### [Record list]
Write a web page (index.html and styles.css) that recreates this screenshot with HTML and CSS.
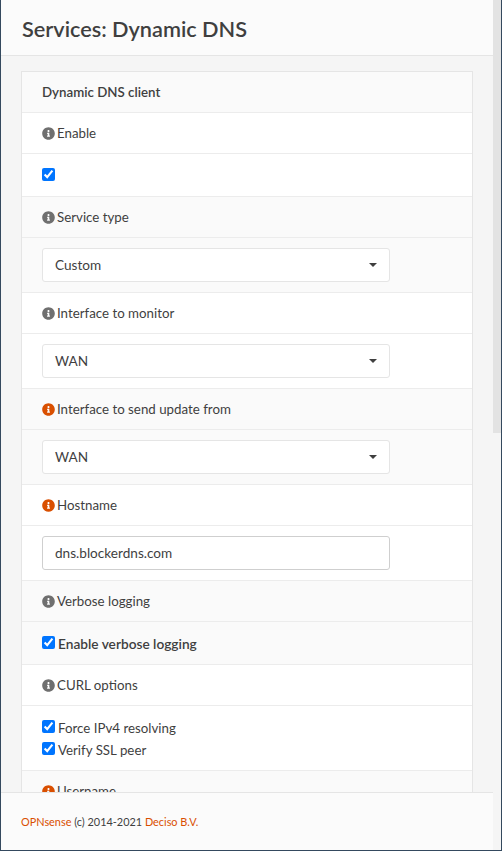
FILE: index.html
```html
<!DOCTYPE html>
<html>
<head>
  <title>Services: Dynamic DNS</title>
  <meta name='viewport' content='width=device-width, initial-scale=1'>
  <link rel="stylesheet" href="styles.css">
</head>
<body>
  <svg width='0' height='0' class='defs'>
    <symbol id='info' viewBox='0 0 512 512'>
      <path d='M256 8C119 8 8 119 8 256s111 248 248 248 248-111 248-248S393 8 256 8zm0 110c23 0 42 19 42 42s-19 42-42 42-42-19-42-42 19-42 42-42zm56 254c0 7-5 12-12 12h-88c-7 0-12-5-12-12v-24c0-7 5-12 12-12h12v-64h-12c-7 0-12-5-12-12v-24c0-7 5-12 12-12h64c7 0 12 5 12 12v100h12c7 0 12 5 12 12v24z'/>
    </symbol>
  </svg>
  <div class='window'>
    <div class='main'>
      <header class='page-title'>
        <h1>Services: Dynamic DNS</h1>
      </header>
      <div class='content'>
        <div class='panel'>
          <div class='row row-head alt'>Dynamic DNS client</div>

          <div class='row row-label'><svg class='info'><use href='#info'/></svg>Enable</div>
          <div class='row row-check'><input class='lone' type='checkbox' checked></div>

          <div class='row row-label alt'><svg class='info'><use href='#info'/></svg>Service type</div>
          <div class='row row-field alt'>
            <div class='select'>Custom<span class='caret'></span></div>
          </div>

          <div class='row row-label'><svg class='info'><use href='#info'/></svg>Interface to monitor</div>
          <div class='row row-field'>
            <div class='select'>WAN<span class='caret'></span></div>
          </div>

          <div class='row row-label alt'><svg class='info required'><use href='#info'/></svg>Interface to send update from</div>
          <div class='row row-field alt'>
            <div class='select'>WAN<span class='caret'></span></div>
          </div>

          <div class='row row-label'><svg class='info required'><use href='#info'/></svg>Hostname</div>
          <div class='row row-field'>
            <input class='text-input' type='text' value='dns.blockerdns.com'>
          </div>

          <div class='row row-label alt'><svg class='info'><use href='#info'/></svg>Verbose logging</div>
          <div class='row row-check alt'>
            <label class='check strong'><input type='checkbox' checked>Enable verbose logging</label>
          </div>

          <div class='row row-label'><svg class='info'><use href='#info'/></svg>CURL options</div>
          <div class='row row-checks'>
            <label class='check'><input type='checkbox' checked>Force IPv4 resolving</label>
            <label class='check'><input type='checkbox' checked>Verify SSL peer</label>
          </div>

          <div class='row row-label alt'><svg class='info required'><use href='#info'/></svg>Username</div>
        </div>
      </div>
      <footer class='page-foot'>
        <a href='#'>OPNsense</a> (c) 2014-2021 <a href='#'>Deciso B.V.</a>
      </footer>
    </div>
    <div class='scrollbar'><div class='thumb'></div></div>
  </div>
</body>
</html>
```
FILE: styles.css
```css
html, body {
  height: 100%;
}
body {
  margin: 0;
  font-family: Lato, "Noto Sans", Arial, sans-serif;
  font-size: 13.3px;
  color: #3f3f3f;
  background-color: #f5f5f5;
}
.defs {
  display: block;
  height: 0;
}
.window {
  display: flex;
  height: 851px;
  box-sizing: border-box;
  border-left: 1px solid #34495e;
  border-right: 1px solid #34495e;
  border-bottom: 1px solid #34495e;
  overflow: hidden;
}
.main {
  width: 492px;
  display: flex;
  flex-direction: column;
}
.page-title {
  height: 52px;
  flex: none;
  display: flex;
  align-items: center;
  padding: 3px 0 0 21px;
  background-color: #fbfbfb;
  border-bottom: 1px solid #e5e5e5;
}
h1 {
  margin: 0;
  font-size: 21.7px;
  font-weight: 600;
  color: #3f3f3f;
}
.content {
  flex: 1;
  min-height: 0;
  overflow: hidden;
  padding: 15px 20px 0;
}
.panel {
  border: 1px solid #e5e5e5;
  border-bottom: 0;
  background-color: #fff;
}
.row {
  box-sizing: border-box;
  padding: 0 20px;
  border-bottom: 1px solid #ececec;
  display: flex;
  align-items: center;
}
.alt {
  background-color: #fafafa;
}
.row-head {
  height: 41px;
  font-weight: 600;
}
.row-label {
  height: 41px;
}
.row-check {
  height: 43px;
}
.row-field {
  height: 55px;
}
.row-checks {
  height: 65px;
  padding-top: 2px;
  flex-direction: column;
  align-items: flex-start;
  justify-content: center;
  gap: 4px;
}
.info {
  width: 13px;
  height: 13px;
  margin-right: 2px;
  fill: #6f6f6f;
  flex: none;
}
.info.required {
  fill: #d94f00;
}
input[type=checkbox] {
  margin: 0;
  width: 13px;
  height: 13px;
}
input.lone {
  margin-bottom: 2px;
}
.check {
  display: flex;
  align-items: center;
  gap: 3px;
  line-height: 18px;
}
.check input[type=checkbox] {
  margin-bottom: 3px;
}
.strong {
  margin-top: 2px;
  font-size: 13.7px;
  font-weight: 600;
}
.select, .text-input {
  box-sizing: border-box;
  width: 348px;
  height: 34px;
  padding: 0 12px;
  background-color: #fff;
  border: 1px solid #e5e5e5;
  border-radius: 3px;
  font-family: inherit;
  font-size: 13.6px;
  color: #3f3f3f;
}
.select {
  display: flex;
  align-items: center;
  justify-content: space-between;
}
.text-input {
  border-color: #cfcfcf;
}
.caret {
  width: 0;
  height: 0;
  border-top: 4px solid #3f3f3f;
  border-left: 4px solid transparent;
  border-right: 4px solid transparent;
}
.page-foot {
  height: 58px;
  flex: none;
  box-sizing: border-box;
  display: flex;
  align-items: center;
  white-space: pre;
  padding-left: 20px;
  font-size: 10.9px;
  color: #3f3f3f;
  background-color: #fbfbfb;
  border-top: 1px solid #e5e5e5;
}
a {
  color: #d94f00;
  text-decoration: none;
}
.scrollbar {
  width: 8px;
  background-color: #f5f5f5;
}
.thumb {
  height: 433px;
  background-color: #e3e3e3;
}
```
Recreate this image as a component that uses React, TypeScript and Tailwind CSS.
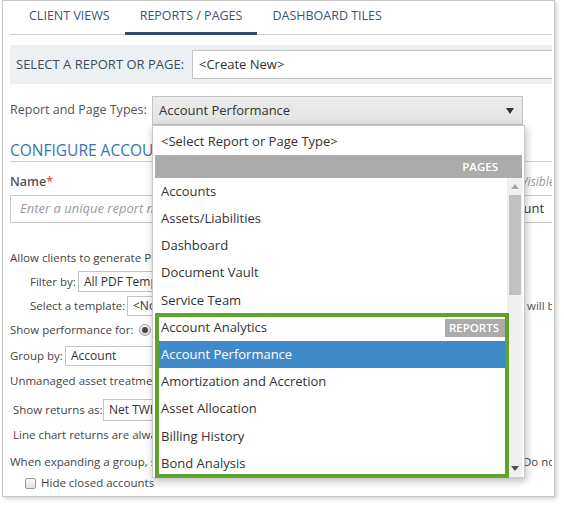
import React from "react";

const pageItems = ["Accounts", "Assets/Liabilities", "Dashboard", "Document Vault", "Service Team"];
const reportItems = ["Amortization and Accretion", "Asset Allocation", "Billing History", "Bond Analysis"];

function SmallSelect({ text }: { text: string }) {
  return (
    <div className="h-full w-[300px] shrink-0 border border-[#c4c4c4] bg-white flex items-center pl-[5px] text-[12px] text-[#333]">
      {text}
    </div>
  );
}

function TypeDropdown() {
  return (
    <div className="absolute left-[152px] top-[125px] w-[373px] h-[353px] border border-[#c8c8c8] bg-white shadow-[1px_3px_8px_rgba(0,0,0,0.28)] px-[2px] pt-[2px] flex flex-col text-[13px] text-[#333]">
      <div className="h-[27px] shrink-0 flex items-center pl-[6px]">&lt;Select Report or Page Type&gt;</div>
      <div className="h-[23px] shrink-0 bg-[#ababab] flex items-center justify-end pr-[24px] text-[11.5px] font-semibold text-white">
        PAGES
      </div>
      <div className="flex h-[299px]">
        <div className="flex-1 flex flex-col overflow-hidden">
          {pageItems.map((item) => (
            <div key={item} className="h-[27.2px] shrink-0 flex items-center pl-[6px]">
              {item}
            </div>
          ))}
          <div className="h-[27.2px] shrink-0 flex items-center pl-[6px]">
            <span className="flex-1">Account Analytics</span>
            <span className="h-[18px] w-[62px] bg-[#ababab] text-white text-[11.5px] font-semibold flex items-center justify-end pr-[8px]">
              REPORTS
            </span>
          </div>
          <div className="h-[27.2px] shrink-0 flex items-center pl-[6px] bg-[#3f8ac9] text-white">
            Account Performance
          </div>
          {reportItems.map((item) => (
            <div key={item} className="h-[27.2px] shrink-0 flex items-center pl-[6px]">
              {item}
            </div>
          ))}
        </div>
        <div className="w-[15px] bg-[#f0f0f0] flex flex-col items-center">
          <div className="h-[16px] flex items-center justify-center">
            <svg width="8" height="5" viewBox="0 0 8 5">
              <path d="M0 5 L4 0 L8 5 Z" fill="#a6a6a6" />
            </svg>
          </div>
          <div className="mt-[1px] h-[100px] w-[12px] bg-[#c1c1c1]" />
          <div className="flex-1" />
          <div className="h-[18px] flex items-center justify-center">
            <svg width="8" height="5" viewBox="0 0 8 5">
              <path d="M0 0 L8 0 L4 5 Z" fill="#505050" />
            </svg>
          </div>
        </div>
      </div>
    </div>
  );
}

export default function App() {
  return (
    <div className="relative w-[564px] h-[506px] bg-white font-['Open_Sans',sans-serif]">
      <div className="ml-[2px] w-[553px] h-[497px] border border-[#c6c6c6] shadow-[2px_2px_4px_rgba(0,0,0,0.18)] pl-[7px] pr-[2px]">
        <div className="h-full overflow-hidden">
          <div className="flex h-[34px] border-b border-[#cfcfcf] text-[12.5px] text-[#3b5573]">
            <div className="ml-[4px] px-[15px] flex items-center pb-[2px]">CLIENT VIEWS</div>
            <div className="relative px-[15px] flex items-center pb-[2px]">
              REPORTS / PAGES
              <span className="absolute left-0 right-0 bottom-[-1px] h-[3px] bg-[#2e4d6c]" />
            </div>
            <div className="px-[15px] flex items-center pb-[2px]">DASHBOARD TILES</div>
          </div>

          <div className="mt-[10px] h-[39px] bg-[#edf0f2] flex items-center pl-[6px] overflow-hidden">
            <span className="w-[176px] shrink-0 text-[13px] text-[#3d4b5a]">SELECT A REPORT OR PAGE:</span>
            <div className="h-[29px] w-[400px] shrink-0 border border-[#c4c4c4] bg-white flex items-center pl-[6px] text-[13px] text-[#333]">
              &lt;Create New&gt;
            </div>
          </div>

          <div className="mt-[12px] h-[29px] flex items-center">
            <span className="w-[142px] shrink-0 text-[12.5px] text-[#555]">Report and Page Types:</span>
            <div className="h-[29px] w-[371px] shrink-0 border border-[#c4c4c4] bg-gradient-to-b from-[#ececec] to-[#e3e3e3] flex items-center pl-[6px] pr-[8px] text-[13px] text-[#333]">
              <span className="flex-1">Account Performance</span>
              <svg width="8" height="6" viewBox="0 0 8 6">
                <path d="M0 0 L8 0 L4 6 Z" fill="#333" />
              </svg>
            </div>
          </div>

          <div className="mt-[16px] h-[21px] border-b border-[#cfcfcf] text-[15.5px] leading-[19px] text-[#3574ae] whitespace-nowrap">
            CONFIGURE ACCOUNT PERFORMANCE
          </div>

          <div className="mt-[10px] h-[20px] grid grid-cols-[511px_1fr] items-center">
            <span className="text-[12.5px] font-semibold text-[#555]">
              Name<span className="text-[#d9534f]">*</span>
            </span>
            <span className="text-[12px] italic text-[#999] whitespace-nowrap">Visible to clients</span>
          </div>

          <div className="mt-[3px] h-[28px] flex">
            <div className="w-[474px] shrink-0 border border-[#c8c8c8] flex items-center pl-[9px] text-[13px] italic text-[#999]">
              Enter a unique report name
            </div>
            <div className="w-[120px] shrink-0 border border-l-0 border-[#c8c8c8] flex items-center pl-[11px] text-[13px] text-[#333] whitespace-nowrap">
              Account
            </div>
          </div>

          <div className="mt-[26px] h-[18px] flex items-center text-[11.5px] text-[#444] whitespace-nowrap">
            Allow clients to generate PDF reports from this page
          </div>

          <div className="mt-[4px] h-[21px] flex items-center text-[11.5px] text-[#444] whitespace-nowrap pl-[20px]">
            <span className="w-[48px] shrink-0">Filter by:</span>
            <SmallSelect text="All PDF Templates" />
          </div>

          <div className="mt-[4px] h-[20px] flex items-center text-[11.5px] text-[#444] whitespace-nowrap pl-[20px]">
            <span className="w-[97px] shrink-0">Select a template:</span>
            <div className="h-full w-[392px] shrink-0 border border-[#c4c4c4] bg-white flex items-center pl-[5px] text-[12px] text-[#333]">
              &lt;None&gt;
            </div>
            <span className="ml-[8px] text-[#555]">will be displayed</span>
          </div>

          <div className="mt-[4px] h-[20px] flex items-center text-[11.5px] text-[#444] whitespace-nowrap">
            <span className="w-[129px] shrink-0">Show performance for:</span>
            <span className="w-[12px] h-[12px] rounded-full border border-[#a3a3a3] bg-gradient-to-b from-[#f4f4f4] to-[#dcdcdc] flex items-center justify-center">
              <span className="w-[6px] h-[6px] rounded-full bg-[#4a4a4a]" />
            </span>
            <span className="ml-[4px]">Accounts</span>
          </div>

          <div className="mt-[6px] h-[20px] flex items-center text-[11.5px] text-[#444] whitespace-nowrap">
            <span className="w-[55px] shrink-0">Group by:</span>
            <SmallSelect text="Account" />
          </div>

          <div className="mt-[6px] h-[18px] flex items-center text-[11.5px] text-[#444] whitespace-nowrap">
            Unmanaged asset treatment
          </div>

          <div className="mt-[9px] h-[22px] flex items-center text-[11.5px] text-[#444] whitespace-nowrap pl-[3px]">
            <span className="w-[90px] shrink-0">Show returns as:</span>
            <SmallSelect text="Net TWR" />
          </div>

          <div className="mt-[5px] h-[18px] flex items-center text-[11.5px] text-[#444] whitespace-nowrap pl-[3px]">
            Line chart returns are always shown as net TWR
          </div>

          <div className="mt-[9px] h-[18px] grid grid-cols-[513px_1fr] items-center text-[11.5px] text-[#444] whitespace-nowrap">
            <span className="overflow-hidden">When expanding a group, show accounts</span>
            <span>Do not</span>
          </div>

          <div className="mt-[3px] h-[18px] flex items-center text-[11.5px] text-[#444] whitespace-nowrap pl-[15px]">
            <span className="w-[11px] h-[11px] rounded-[2px] border border-[#9a9a9a] bg-gradient-to-b from-[#fafafa] to-[#e2e2e2]" />
            <span className="ml-[5px]">Hide closed accounts</span>
          </div>
        </div>
      </div>

      <TypeDropdown />
      <div className="absolute left-[155px] top-[313px] w-[354px] h-[165px] border-[4px] border-[#5ea42a]" />
    </div>
  );
}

### [Brief]
Only lines with the word "this" should be collected from the material.

### [The answer]
Write a web page (index.html and styles.css) that recreates this screenshot with HTML and CSS.
Recreate this image as a component that uses React, TypeScript and Tailwind CSS.
            Allow clients to generate PDF reports from this page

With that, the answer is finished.